Professor Robert Kawashima used his 2013 Rothman Faculty Summer Fellowship to continue work on his book manuscript The Archaeology of Ancient Israelite Knowledge. Kawashima’s book examines the intellectual-historical significance of Israelite religion within the context of the ancient Mediterranean world. Dr. Kawashima investigates what is often referred to as the monotheistic revolution and, in particular, ancient Israelite religious thought from the monarchical period (1000-586 B.C.E.). Invoking Foucault’s historical-epistemological project, the “archaeology of knowledge,” Kawashima argues that ancient Israelite religion, breaking with the system of myth, existed as a distinct system of knowledge for several centuries until the dawn of Jewish apocalypticism (perhaps as early as the 5th century B.C.E.). In this way, ancient Israelite thought paved the way for that Jewish apocalyptic sect now known as early Christianity, and thus occupies a significant place in the intellectual history of the West.
Kawashima uses Foucault’s concept of “archaeology” to distinguish his thesis from the standard treatment of Israel’s monotheistic revolution.
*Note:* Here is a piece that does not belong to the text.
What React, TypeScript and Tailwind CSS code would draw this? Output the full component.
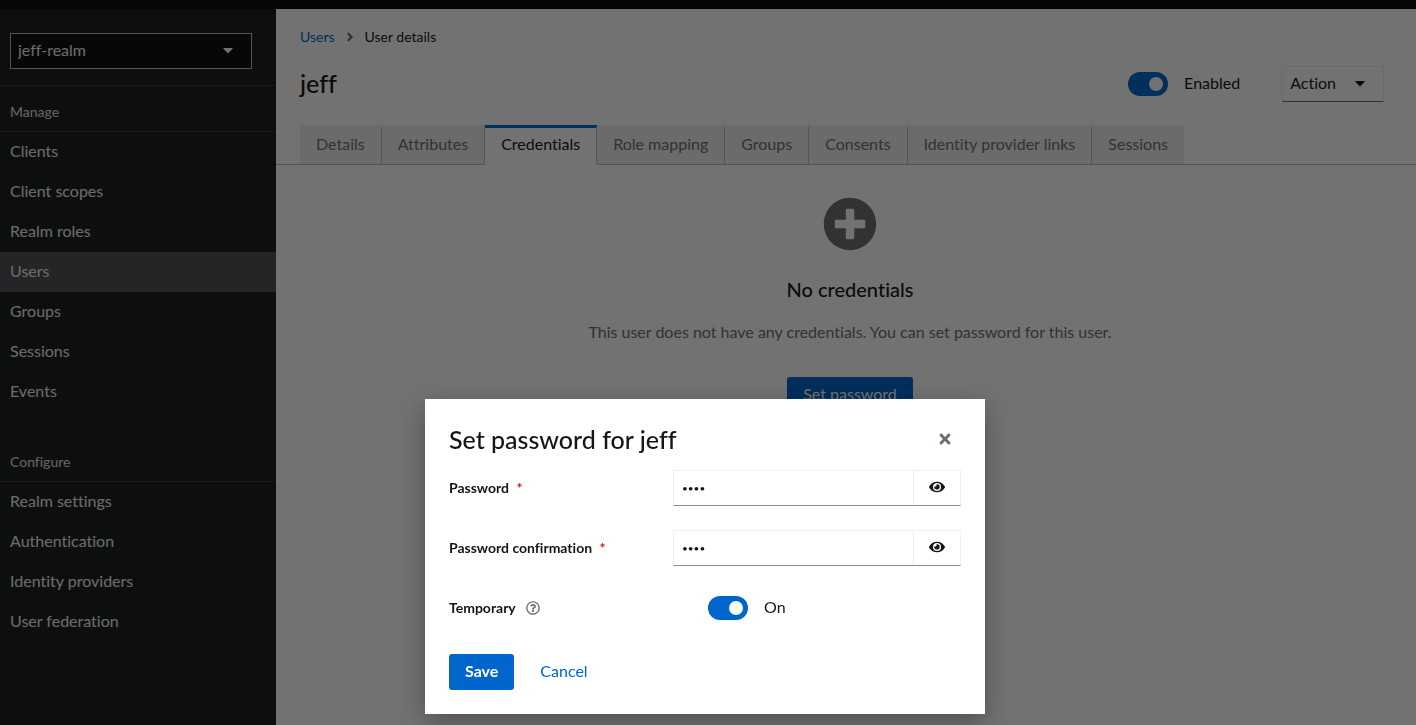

According to this view, monotheism gradually evolves out of polytheism by a process of theological subtraction (from many gods to One). In light of Foucault’s work, Kawashima argues instead that biblical tradition constitutes a break within the history of thought, a sudden transformation of the concept of “god,” to give one example. Instead of using the traditional linear perspective, Kawashima suggests (using Foucault’s metaphor) that each system of thought can be viewed as a distinct or discrete layer of the history of knowledge, separate from any continual evolution of past or future knowledge systems. One cannot speak, then, of a continuous process or progression in ideas; one must rather reckon with the sudden appearance of ruptures or breaks in thought, intellectual revolutions.
Kawashima’s approach also questions the “apologetic” nature of earlier studies of the distinctiveness of biblical tradition. Just as Foucault was an infamous agnostic regarding the truth value of the human sciences, so too Kawashima’s analysis of biblical tradition is secular or agnostic in regard to the truth claims of various religious systems. “God,” for example, is not an innate transcendental idea shared by all humans and all cultures. Nor is it an idea that slowly discovers the “true” God. Rather, it is a concept variously constructed with different religious traditions. The Hebrew “Elohim” (God) may be a cognate of Ugaritic “El,” and Israel’s Yahweh may share superficial features with Canaan’s Baal, but they are discrete and distinct concepts. It is through the archaeology of knowledge that one can recognize the distinctiveness of the Bible’s conception of God without presuming the supposed superiority of the “Judeo-Christian” tradition.
Dr. Kawashima’s project not only revolutionizes the study of Israelite religion; it also, more broadly speaking, proposes a different “archaeological” approach to the history of religion, thanks in part to the generous support of the Rothman Faculty Summer Fellowship.